Nous ne sommes certes pas dans Shame de Steve McQueen, dont Her pourrait être la version light et respirable, ludique et utopique, romantique même. Le sensuel chez Jonze relève du gai savoir, du désir de l’autre et du plaisir partagé, choses évidemment rendues complexes par la différence de nature entre un partenaire vivant et un autre fruit d’une technologie stupéfiante, révolutionnaire. L’intelligence artificielle est là, les solutions qu’elle offre sont potentiellement immenses.

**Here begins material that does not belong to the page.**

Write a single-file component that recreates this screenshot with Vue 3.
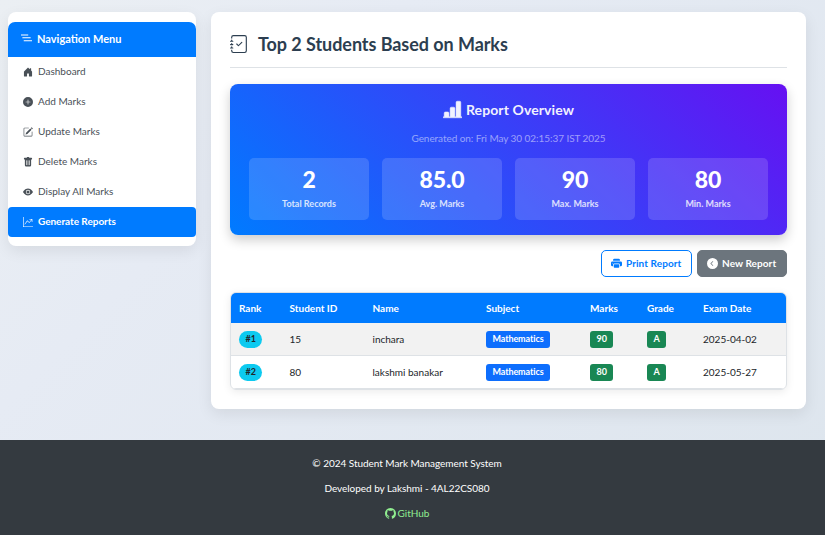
<script setup>
import { h } from 'vue'

const icons = {
  nested: ['M0 2h10.500v1.500H0zM2 6.200h12v1.500H2zM4 10.500h12V12H4z'],
  house: ['M6.5 14.5v-3.505c0-.245.25-.495.5-.495h2c.25 0 .5.25.5.5v3.5a.5.5 0 0 0 .5.5h4a.5.5 0 0 0 .5-.5v-7a.5.5 0 0 0-.146-.354L13 5.793V2.5a.5.5 0 0 0-.5-.5h-1a.5.5 0 0 0-.5.5v1.293L8.354 1.146a.5.5 0 0 0-.708 0l-6 6A.5.5 0 0 0 1.5 7.5v7a.5.5 0 0 0 .5.5h4a.5.5 0 0 0 .5-.5'],
  plus: ['M16 8A8 8 0 1 1 0 8a8 8 0 0 1 16 0M8.5 4.5a.5.5 0 0 0-1 0v3h-3a.5.5 0 0 0 0 1h3v3a.5.5 0 0 0 1 0v-3h3a.5.5 0 0 0 0-1h-3z'],
  pencil: ['M15.502 1.94a.5.5 0 0 1 0 .706L14.459 3.69l-2-2L13.502.646a.5.5 0 0 1 .707 0l1.293 1.293zm-1.75 2.456-2-2L4.939 9.21a.5.5 0 0 0-.121.196l-.805 2.414a.25.25 0 0 0 .316.316l2.414-.805a.5.5 0 0 0 .196-.12l6.813-6.814z', 'M1 13.5A1.5 1.5 0 0 0 2.5 15h11a1.5 1.5 0 0 0 1.5-1.5v-6a.5.5 0 0 0-1 0v6a.5.5 0 0 1-.5.5h-11a.5.5 0 0 1-.5-.5v-11a.5.5 0 0 1 .5-.5H9a.5.5 0 0 0 0-1H2.5A1.5 1.5 0 0 0 1 2.5z'],
  trash: ['M2.5 1a1 1 0 0 0-1 1v1a1 1 0 0 0 1 1H3v9a2 2 0 0 0 2 2h6a2 2 0 0 0 2-2V4h.5a1 1 0 0 0 1-1V2a1 1 0 0 0-1-1H10a1 1 0 0 0-1-1H7a1 1 0 0 0-1 1zm3 4a.5.5 0 0 1 .5.5v7a.5.5 0 0 1-1 0v-7a.5.5 0 0 1 .5-.5M8 5a.5.5 0 0 1 .5.5v7a.5.5 0 0 1-1 0v-7A.5.5 0 0 1 8 5m3 .5v7a.5.5 0 0 1-1 0v-7a.5.5 0 0 1 1 0'],
  eye: ['M10.5 8a2.5 2.5 0 1 1-5 0 2.500 2.500 0 0 1 5 0', 'M0 8s3-5.5 8-5.5S16 8 16 8s-3 5.5-8 5.5S0 8 0 8m8 3.5a3.5 3.5 0 1 0 0-7 3.5 3.5 0 0 0 0 7'],
  graph: ['M0 0h1v15h15v1H0zm10 3.5a.5.5 0 0 1 .5-.5h4a.5.5 0 0 1 .5.5v4a.5.5 0 0 1-1 0V4.9l-3.613 4.417a.5.5 0 0 1-.74.037L7.06 6.767l-3.656 5.027a.5.5 0 0 1-.808-.588l4-5.5a.5.5 0 0 1 .758-.06l2.609 2.61L13.445 4H10.5a.5.5 0 0 1-.5-.5'],
  bars: ['M11 2a1 1 0 0 1 1-1h2a1 1 0 0 1 1 1v12h.5a.5.5 0 0 1 0 1H.5a.5.5 0 0 1 0-1H1v-3a1 1 0 0 1 1-1h2a1 1 0 0 1 1 1v3h1V7a1 1 0 0 1 1-1h2a1 1 0 0 1 1 1v7h1z'],
  printer: ['M5 1a2 2 0 0 0-2 2v1h10V3a2 2 0 0 0-2-2zm6 8H5a1 1 0 0 0-1 1v3a1 1 0 0 0 1 1h6a1 1 0 0 0 1-1v-3a1 1 0 0 0-1-1', 'M0 7a2 2 0 0 1 2-2h12a2 2 0 0 1 2 2v3a2 2 0 0 1-2 2h-1v-2a2 2 0 0 0-2-2H5a2 2 0 0 0-2 2v2H2a2 2 0 0 1-2-2zm2.500 1a.5.5 0 1 0 0-1 .5.5 0 0 0 0 1'],
  back: ['M8 0a8 8 0 1 0 0 16A8 8 0 0 0 8 0M8.900 4.700a.5.5 0 0 1 0 .708L6.300 8l2.600 2.600a.5.5 0 0 1-.708.708L5.200 8.354a.5.5 0 0 1 0-.708L8.200 4.700a.5.5 0 0 1 .7 0'],
  journal: ['M10.854 6.146a.5.5 0 0 1 0 .708l-3 3a.5.5 0 0 1-.708 0l-1.5-1.5a.5.5 0 1 1 .708-.708L7.5 8.793l2.646-2.647a.5.5 0 0 1 .708 0', 'M3 0h10a2 2 0 0 1 2 2v12a2 2 0 0 1-2 2H3a2 2 0 0 1-2-2v-1h1v1a1 1 0 0 0 1 1h10a1 1 0 0 0 1-1V2a1 1 0 0 0-1-1H3a1 1 0 0 0-1 1v1H1V2a2 2 0 0 1 2-2', 'M1 5v-.5a.5.5 0 0 1 1 0V5h.5a.5.5 0 0 1 0 1h-2a.5.5 0 0 1 0-1zm0 3v-.5a.5.5 0 0 1 1 0V8h.5a.5.5 0 0 1 0 1h-2a.5.5 0 0 1 0-1zm0 3v-.5a.5.5 0 0 1 1 0v.5h.5a.5.5 0 0 1 0 1h-2a.5.5 0 0 1 0-1z'],
  github: ['M8 0C3.58 0 0 3.58 0 8c0 3.54 2.29 6.53 5.47 7.59.4.07.55-.17.55-.38 0-.19-.01-.82-.01-1.49-2.01.37-2.53-.49-2.69-.94-.09-.23-.48-.94-.82-1.13-.28-.15-.68-.52-.01-.53.63-.01 1.08.58 1.23.82.72 1.21 1.87.87 2.33.66.07-.52.28-.87.51-1.07-1.78-.2-3.64-.89-3.64-3.95 0-.87.31-1.59.82-2.15-.08-.2-.36-1.02.08-2.12 0 0 .67-.21 2.2.82.64-.18 1.32-.27 2-.27s1.36.09 2 .27c1.53-1.04 2.2-.82 2.2-.82.44 1.1.16 1.92.08 2.12.51.56.82 1.27.82 2.15 0 3.07-1.87 3.75-3.65 3.95.29.25.54.73.54 1.48 0 1.07-.01 1.93-.01 2.2 0 .21.15.46.55.38A8.01 8.01 0 0 0 16 8c0-4.420-3.580-8-8-8'],
}

const Icon = (props) =>
  h('svg', { viewBox: '0 0 16 16', fill: 'currentColor', 'aria-hidden': 'true' },
    icons[props.name].map((d) => h('path', { d })))
Icon.props = ['name']

const menu = [
  { icon: 'house', label: 'Dashboard' },
  { icon: 'plus', label: 'Add Marks' },
  { icon: 'pencil', label: 'Update Marks' },
  { icon: 'trash', label: 'Delete Marks' },
  { icon: 'eye', label: 'Display All Marks' },
  { icon: 'graph', label: 'Generate Reports', active: true },
]
const stats = [
  { value: '2', label: 'Total Records' },
  { value: '85.0', label: 'Avg. Marks' },
  { value: '90', label: 'Max. Marks' },
  { value: '80', label: 'Min. Marks' },
]
const columns = ['Rank', 'Student ID', 'Name', 'Subject', 'Marks', 'Grade', 'Exam Date']
const rows = [
  { rank: '#1', id: 15, name: 'inchara', subject: 'Mathematics', marks: 90, grade: 'A', date: '2025-04-02' },
  { rank: '#2', id: 80, name: 'lakshmi banakar', subject: 'Mathematics', marks: 80, grade: 'A', date: '2025-05-27' },
]
</script>

<template>
  <div class="page">
    <div class="layout">
      <aside class="sidebar">
        <div class="menu-title"><Icon name="nested" class="icon" /><span>Navigation Menu</span></div>
        <nav>
          <a v-for="m in menu" :key="m.label" class="menu-item" :class="{ active: m.active }">
            <Icon :name="m.icon" class="icon" /><span>{{ m.label }}</span>
          </a>
        </nav>
      </aside>

      <main class="content">
        <h2 class="title"><Icon name="journal" class="icon" /><span>Top 2 Students Based on Marks</span></h2>

        <section class="overview">
          <h4><Icon name="bars" class="icon" /><span>Report Overview</span></h4>
          <p class="generated">Generated on: Fri May 30 02:15:37 IST 2025</p>
          <div class="stats">
            <div v-for="s in stats" :key="s.label" class="stat">
              <strong>{{ s.value }}</strong>
              <span>{{ s.label }}</span>
            </div>
          </div>
        </section>

        <div class="actions">
          <button class="btn print"><Icon name="printer" class="icon" /><span>Print Report</span></button>
          <button class="btn new"><Icon name="back" class="icon" /><span>New Report</span></button>
        </div>

        <div class="table">
          <div class="row head">
            <span v-for="c in columns" :key="c">{{ c }}</span>
          </div>
          <div v-for="r in rows" :key="r.rank" class="row body">
            <span><b class="badge rank">{{ r.rank }}</b></span>
            <span>{{ r.id }}</span>
            <span>{{ r.name }}</span>
            <span><b class="badge subject">{{ r.subject }}</b></span>
            <span><b class="badge good">{{ r.marks }}</b></span>
            <span><b class="badge good">{{ r.grade }}</b></span>
            <span>{{ r.date }}</span>
          </div>
        </div>
      </main>
    </div>

    <footer class="footer">
      <p>© 2024 Student Mark Management System</p>
      <p>Developed by Lakshmi - 4AL22CS080</p>
      <p><a class="github"><Icon name="github" class="icon" /><span>GitHub</span></a></p>
    </footer>
  </div>
</template>

<style>
body { margin: 0; overflow: hidden; }
</style>

<style scoped>
* { box-sizing: border-box; }
.page {
  height: 535px;
  display: flex;
  flex-direction: column;
  font-family: Lato, "Liberation Sans", sans-serif;
  font-size: 10px;
  line-height: 15px;
  color: #212529;
  background: linear-gradient(135deg, #ebeff3 0%, #e6ebf4 30%, #dde5ed 100%);
}
.icon { display: block; flex: none; width: 10px; height: 10px; }
.layout {
  height: 440px;
  flex: none;
  display: flex;
  align-items: flex-start;
  gap: 15px;
  padding: 12px 19px 0 8px;
}
.sidebar {
  width: 188px;
  height: 234px;
  padding-top: 10px;
  background: #fff;
  border-radius: 8px;
  box-shadow: 0 5px 15px rgba(0, 0, 0, 0.08);
}
.menu-title {
  height: 35px;
  display: flex;
  align-items: center;
  gap: 5px;
  padding: 0 0 2px 13px;
  background: #007bff;
  color: #fff;
  font-size: 11px;
  font-weight: 700;
  border-radius: 7px 7px 0 0;
}
.menu-title .icon { width: 11px; height: 11px; }
.menu-item {
  height: 30px;
  display: flex;
  align-items: center;
  gap: 5px;
  padding: 0 0 2px 15px;
  color: #495057;
}
.menu-item .icon { margin-top: 2px; }
.menu-item.active {
  background: #007bff;
  color: #fff;
  font-weight: 700;
  letter-spacing: -0.03px;
  border-radius: 4px;
}
.content {
  width: 595px;
  height: 397px;
  padding: 19px;
  background: #fff;
  border-radius: 8px;
  box-shadow: 0 5px 15px rgba(0, 0, 0, 0.08);
}
.title {
  height: 37px;
  display: flex;
  align-items: flex-start;
  gap: 10px;
  margin: 0 0 16px;
  border-bottom: 1px solid #dee2e6;
  color: #2c3e50;
  font-size: 18px;
  line-height: 26px;
  letter-spacing: -0.06px;
  font-weight: 700;
}
.title .icon { width: 18px; height: 18px; margin-top: 4px; }
.overview {
  height: 151px;
  padding: 16px 19px 15px;
  border-radius: 8px;
  background: linear-gradient(45deg, #007bff, #6610f2);
  box-shadow: 0 5px 12px rgba(0, 0, 0, 0.2);
  color: #fff;
}
.overview h4 {
  display: flex;
  justify-content: center;
  align-items: center;
  gap: 4px;
  margin: 0;
  height: 19px;
  font-size: 14px;
  line-height: 19px;
  letter-spacing: 0.1px;
  opacity: 0.93;
}
.overview h4 .icon { width: 19px; height: 19px; }
.overview h4 .icon { stroke: currentColor; stroke-width: 0.4; }
.generated {
  margin: 12px 0;
  text-align: center;
  line-height: 15px;
  letter-spacing: -0.06px;
  color: rgba(255, 255, 255, 0.5);
}
.stats { display: grid; grid-template-columns: repeat(4, 1fr); gap: 13px; }
.stat {
  height: 62px;
  display: flex;
  flex-direction: column;
  align-items: center;
  padding-top: 8px;
  border-radius: 5px;
  background: rgba(255, 255, 255, 0.15);
}
.stat strong { font-size: 23px; line-height: 27px; font-weight: 900; letter-spacing: -0.1px; }
.stat span { margin-top: 4px; font-size: 9px; line-height: 13px; font-weight: 700; opacity: 0.8; }
.actions { display: flex; justify-content: flex-end; gap: 5px; margin: 15px 0; height: 27px; }
.btn {
  display: flex;
  align-items: center;
  gap: 4px;
  padding: 0 9px;
  border: 1px solid #007bff;
  border-radius: 5px;
  font: 700 10px/15px Lato, sans-serif;
}
.btn .icon { width: 11px; height: 11px; }
.print { width: 91px; background: #fff; color: #007bff; letter-spacing: 0.08px; }
.new { width: 90px; background: #6c757d; border-color: #6c757d; color: #fff; letter-spacing: 0.08px; }
.table {
  height: 98px;
  overflow: hidden;
  border: 1px solid #dee2e6;
  border-radius: 6px;
  box-shadow: 0 2px 8px rgba(0, 0, 0, 0.08);
}
.row {
  display: grid;
  grid-template-columns: 50.500px 83px 113.500px 104px 57px 56px 1fr;
  align-items: center;
  height: 33px;
  padding-left: 8px;
  border-bottom: 1px solid #dee2e6;
}
.row.head { height: 30px; background: #007bff; color: #fff; font-weight: 700; border: 0; }
.row.body:nth-child(2) { background: #f2f2f2; }
.badge {
  display: inline-block;
  vertical-align: middle;
  height: 17px;
  padding: 0 6.500px;
  border-radius: 3px;
  font-size: 9px;
  line-height: 16px;
  color: #fff;
}
.rank { border-radius: 9px; background: #0dcaf0; color: #212529; }
.subject { background: #0d6efd; letter-spacing: -0.1px; }
.good { background: #198754; }
.footer {
  flex: 1;
  padding: 16px 11px 0 0;
  background: #343a40;
  color: #fff;
  text-align: center;
  letter-spacing: -0.04px;
}
.footer p { margin: 0 0 10px; }
.github { display: flex; justify-content: center; align-items: center; gap: 2px; color: #90ee90; letter-spacing: 0; }
.github .icon { width: 11px; height: 11px; }
</style>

Restent la solitude, le malentendu, la complexité d’une relation, fût-elle fusionnelle à l’extrême comme peut l’être celle de Theodore et Samantha…
Futur proche
Spike Jonze soigne sa version du futur avec une sobre élégance, travaillant une palette volontiers pastel et globalement claire, aux antipodes d’un futurisme » noir » à la Blade Runner. Il trouve en Joaquin Phoenix un interprète idéal, existant sous nos yeux de manière si crédible qu’on en oublie qu’il joue, et que là aussi l’artifice est à l’oeuvre. L’acteur toujours passionnant a su moduler une intensité d’expression qu’il a souvent fiévreuse, pour incarner un personnage parmi les plus discrètement touchants du cinéma contemporain. Et ce dans un film où l’émotion s’accompagne tout aussi délicatement de questionnements majeurs sur un futur tellement proche déjà.